To do: What follows is a set of entries. Give them again exactly, without the pictures.

Records to use:
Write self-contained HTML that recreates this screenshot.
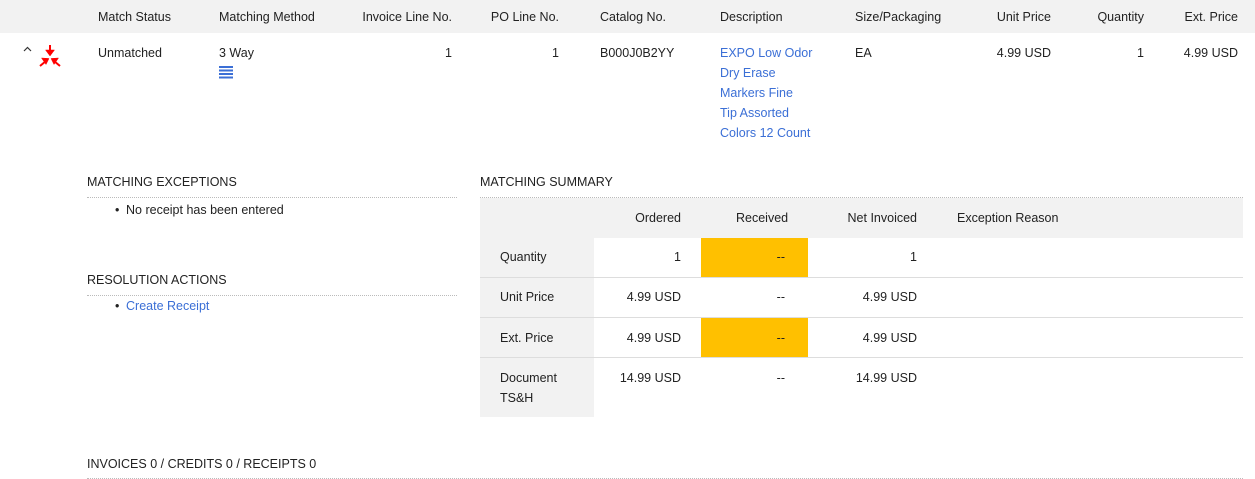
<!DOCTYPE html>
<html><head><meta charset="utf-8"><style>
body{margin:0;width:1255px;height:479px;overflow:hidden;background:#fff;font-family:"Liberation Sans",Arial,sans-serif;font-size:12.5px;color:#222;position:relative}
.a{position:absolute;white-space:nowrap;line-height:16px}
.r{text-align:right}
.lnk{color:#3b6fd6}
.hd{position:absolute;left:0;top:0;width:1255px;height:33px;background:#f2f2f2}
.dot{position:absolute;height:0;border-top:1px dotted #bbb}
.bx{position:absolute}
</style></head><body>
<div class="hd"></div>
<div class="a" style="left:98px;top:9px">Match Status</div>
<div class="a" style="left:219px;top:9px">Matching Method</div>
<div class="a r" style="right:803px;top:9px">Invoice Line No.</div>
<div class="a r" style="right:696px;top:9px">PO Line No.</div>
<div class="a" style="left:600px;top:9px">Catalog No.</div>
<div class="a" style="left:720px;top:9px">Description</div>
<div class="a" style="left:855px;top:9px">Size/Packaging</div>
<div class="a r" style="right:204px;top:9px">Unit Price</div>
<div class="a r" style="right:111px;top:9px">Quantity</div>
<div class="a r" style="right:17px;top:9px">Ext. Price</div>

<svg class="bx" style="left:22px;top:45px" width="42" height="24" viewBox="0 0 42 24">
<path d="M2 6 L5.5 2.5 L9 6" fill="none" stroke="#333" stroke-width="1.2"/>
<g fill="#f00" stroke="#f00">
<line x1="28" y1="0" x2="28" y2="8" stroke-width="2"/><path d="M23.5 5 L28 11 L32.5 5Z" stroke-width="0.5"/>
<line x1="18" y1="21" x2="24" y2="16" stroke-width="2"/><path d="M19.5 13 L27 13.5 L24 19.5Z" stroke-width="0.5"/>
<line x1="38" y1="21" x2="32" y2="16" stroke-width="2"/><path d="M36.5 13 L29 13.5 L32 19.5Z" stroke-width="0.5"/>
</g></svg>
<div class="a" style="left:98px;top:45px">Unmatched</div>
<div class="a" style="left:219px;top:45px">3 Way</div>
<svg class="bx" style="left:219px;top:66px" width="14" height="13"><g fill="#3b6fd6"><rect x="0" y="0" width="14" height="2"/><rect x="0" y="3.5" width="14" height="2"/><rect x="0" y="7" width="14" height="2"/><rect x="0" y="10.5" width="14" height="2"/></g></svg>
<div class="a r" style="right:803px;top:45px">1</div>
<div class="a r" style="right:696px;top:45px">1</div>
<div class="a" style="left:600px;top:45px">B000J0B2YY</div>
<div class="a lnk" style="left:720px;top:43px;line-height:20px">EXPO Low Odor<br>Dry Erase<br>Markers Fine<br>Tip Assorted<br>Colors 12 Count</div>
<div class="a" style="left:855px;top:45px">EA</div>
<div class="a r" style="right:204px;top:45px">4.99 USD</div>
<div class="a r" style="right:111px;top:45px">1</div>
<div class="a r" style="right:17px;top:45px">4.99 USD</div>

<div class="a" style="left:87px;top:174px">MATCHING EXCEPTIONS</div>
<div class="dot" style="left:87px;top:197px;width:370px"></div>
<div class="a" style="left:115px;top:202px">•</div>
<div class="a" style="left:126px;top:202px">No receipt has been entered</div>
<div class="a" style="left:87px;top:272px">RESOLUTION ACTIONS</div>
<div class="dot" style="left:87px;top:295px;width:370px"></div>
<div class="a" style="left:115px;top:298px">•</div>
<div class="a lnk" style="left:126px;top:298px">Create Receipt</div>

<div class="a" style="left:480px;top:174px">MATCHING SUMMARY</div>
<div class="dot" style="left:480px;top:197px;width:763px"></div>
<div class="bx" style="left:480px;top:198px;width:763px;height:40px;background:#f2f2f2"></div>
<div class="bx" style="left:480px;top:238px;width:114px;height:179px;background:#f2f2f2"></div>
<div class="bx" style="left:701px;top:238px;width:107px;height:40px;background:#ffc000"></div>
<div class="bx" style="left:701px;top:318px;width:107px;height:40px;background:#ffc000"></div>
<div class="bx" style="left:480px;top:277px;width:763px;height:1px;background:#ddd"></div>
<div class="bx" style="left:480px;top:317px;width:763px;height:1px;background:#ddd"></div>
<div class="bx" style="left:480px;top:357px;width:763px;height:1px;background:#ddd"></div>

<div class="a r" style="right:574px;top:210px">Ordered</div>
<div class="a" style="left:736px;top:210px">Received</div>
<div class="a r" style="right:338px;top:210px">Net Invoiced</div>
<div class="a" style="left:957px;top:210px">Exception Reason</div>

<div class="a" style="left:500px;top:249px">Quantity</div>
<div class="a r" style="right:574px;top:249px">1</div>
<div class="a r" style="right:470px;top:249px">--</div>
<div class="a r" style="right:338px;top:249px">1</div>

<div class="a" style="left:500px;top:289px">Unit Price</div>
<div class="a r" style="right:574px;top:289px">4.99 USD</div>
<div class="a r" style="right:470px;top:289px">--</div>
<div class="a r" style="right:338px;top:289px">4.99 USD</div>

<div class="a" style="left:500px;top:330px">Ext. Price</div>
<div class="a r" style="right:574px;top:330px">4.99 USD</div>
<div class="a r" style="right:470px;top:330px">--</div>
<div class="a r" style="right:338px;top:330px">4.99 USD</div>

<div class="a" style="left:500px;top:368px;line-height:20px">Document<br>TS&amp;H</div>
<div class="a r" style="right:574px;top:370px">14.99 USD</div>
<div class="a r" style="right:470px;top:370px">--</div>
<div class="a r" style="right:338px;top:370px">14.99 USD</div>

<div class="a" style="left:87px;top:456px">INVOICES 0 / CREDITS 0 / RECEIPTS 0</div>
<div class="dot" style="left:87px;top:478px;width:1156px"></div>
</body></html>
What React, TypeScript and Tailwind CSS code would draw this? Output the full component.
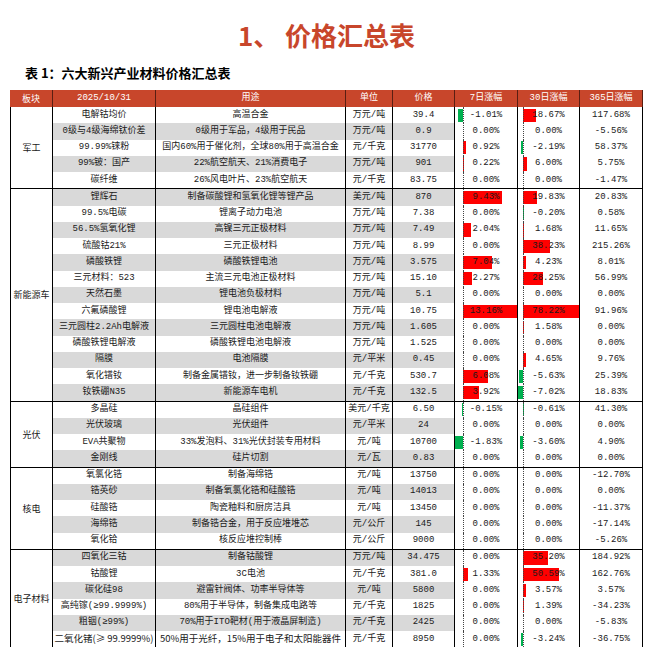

Response to the task:
Write self-contained HTML that recreates this screenshot.
<!DOCTYPE html>
<html><head><meta charset="utf-8"><style>
body{margin:0;width:1255px;height:479px;overflow:hidden;background:#fff;font-family:"Liberation Sans",Arial,sans-serif;font-size:12.5px;color:#222;position:relative}
.a{position:absolute;white-space:nowrap;line-height:16px}
.r{text-align:right}
.lnk{color:#3b6fd6}
.hd{position:absolute;left:0;top:0;width:1255px;height:33px;background:#f2f2f2}
.dot{position:absolute;height:0;border-top:1px dotted #bbb}
.bx{position:absolute}
</style></head><body>
<div class="hd"></div>
<div class="a" style="left:98px;top:9px">Match Status</div>
<div class="a" style="left:219px;top:9px">Matching Method</div>
<div class="a r" style="right:803px;top:9px">Invoice Line No.</div>
<div class="a r" style="right:696px;top:9px">PO Line No.</div>
<div class="a" style="left:600px;top:9px">Catalog No.</div>
<div class="a" style="left:720px;top:9px">Description</div>
<div class="a" style="left:855px;top:9px">Size/Packaging</div>
<div class="a r" style="right:204px;top:9px">Unit Price</div>
<div class="a r" style="right:111px;top:9px">Quantity</div>
<div class="a r" style="right:17px;top:9px">Ext. Price</div>

<svg class="bx" style="left:22px;top:45px" width="42" height="24" viewBox="0 0 42 24">
<path d="M2 6 L5.5 2.5 L9 6" fill="none" stroke="#333" stroke-width="1.2"/>
<g fill="#f00" stroke="#f00">
<line x1="28" y1="0" x2="28" y2="8" stroke-width="2"/><path d="M23.5 5 L28 11 L32.5 5Z" stroke-width="0.5"/>
<line x1="18" y1="21" x2="24" y2="16" stroke-width="2"/><path d="M19.5 13 L27 13.5 L24 19.5Z" stroke-width="0.5"/>
<line x1="38" y1="21" x2="32" y2="16" stroke-width="2"/><path d="M36.5 13 L29 13.5 L32 19.5Z" stroke-width="0.5"/>
</g></svg>
<div class="a" style="left:98px;top:45px">Unmatched</div>
<div class="a" style="left:219px;top:45px">3 Way</div>
<svg class="bx" style="left:219px;top:66px" width="14" height="13"><g fill="#3b6fd6"><rect x="0" y="0" width="14" height="2"/><rect x="0" y="3.5" width="14" height="2"/><rect x="0" y="7" width="14" height="2"/><rect x="0" y="10.5" width="14" height="2"/></g></svg>
<div class="a r" style="right:803px;top:45px">1</div>
<div class="a r" style="right:696px;top:45px">1</div>
<div class="a" style="left:600px;top:45px">B000J0B2YY</div>
<div class="a lnk" style="left:720px;top:43px;line-height:20px">EXPO Low Odor<br>Dry Erase<br>Markers Fine<br>Tip Assorted<br>Colors 12 Count</div>
<div class="a" style="left:855px;top:45px">EA</div>
<div class="a r" style="right:204px;top:45px">4.99 USD</div>
<div class="a r" style="right:111px;top:45px">1</div>
<div class="a r" style="right:17px;top:45px">4.99 USD</div>

<div class="a" style="left:87px;top:174px">MATCHING EXCEPTIONS</div>
<div class="dot" style="left:87px;top:197px;width:370px"></div>
<div class="a" style="left:115px;top:202px">•</div>
<div class="a" style="left:126px;top:202px">No receipt has been entered</div>
<div class="a" style="left:87px;top:272px">RESOLUTION ACTIONS</div>
<div class="dot" style="left:87px;top:295px;width:370px"></div>
<div class="a" style="left:115px;top:298px">•</div>
<div class="a lnk" style="left:126px;top:298px">Create Receipt</div>

<div class="a" style="left:480px;top:174px">MATCHING SUMMARY</div>
<div class="dot" style="left:480px;top:197px;width:763px"></div>
<div class="bx" style="left:480px;top:198px;width:763px;height:40px;background:#f2f2f2"></div>
<div class="bx" style="left:480px;top:238px;width:114px;height:179px;background:#f2f2f2"></div>
<div class="bx" style="left:701px;top:238px;width:107px;height:40px;background:#ffc000"></div>
<div class="bx" style="left:701px;top:318px;width:107px;height:40px;background:#ffc000"></div>
<div class="bx" style="left:480px;top:277px;width:763px;height:1px;background:#ddd"></div>
<div class="bx" style="left:480px;top:317px;width:763px;height:1px;background:#ddd"></div>
<div class="bx" style="left:480px;top:357px;width:763px;height:1px;background:#ddd"></div>

<div class="a r" style="right:574px;top:210px">Ordered</div>
<div class="a" style="left:736px;top:210px">Received</div>
<div class="a r" style="right:338px;top:210px">Net Invoiced</div>
<div class="a" style="left:957px;top:210px">Exception Reason</div>

<div class="a" style="left:500px;top:249px">Quantity</div>
<div class="a r" style="right:574px;top:249px">1</div>
<div class="a r" style="right:470px;top:249px">--</div>
<div class="a r" style="right:338px;top:249px">1</div>

<div class="a" style="left:500px;top:289px">Unit Price</div>
<div class="a r" style="right:574px;top:289px">4.99 USD</div>
<div class="a r" style="right:470px;top:289px">--</div>
<div class="a r" style="right:338px;top:289px">4.99 USD</div>

<div class="a" style="left:500px;top:330px">Ext. Price</div>
<div class="a r" style="right:574px;top:330px">4.99 USD</div>
<div class="a r" style="right:470px;top:330px">--</div>
<div class="a r" style="right:338px;top:330px">4.99 USD</div>

<div class="a" style="left:500px;top:368px;line-height:20px">Document<br>TS&amp;H</div>
<div class="a r" style="right:574px;top:370px">14.99 USD</div>
<div class="a r" style="right:470px;top:370px">--</div>
<div class="a r" style="right:338px;top:370px">14.99 USD</div>

<div class="a" style="left:87px;top:456px">INVOICES 0 / CREDITS 0 / RECEIPTS 0</div>
<div class="dot" style="left:87px;top:478px;width:1156px"></div>
</body></html>
What React, TypeScript and Tailwind CSS code would draw this? Output the full component.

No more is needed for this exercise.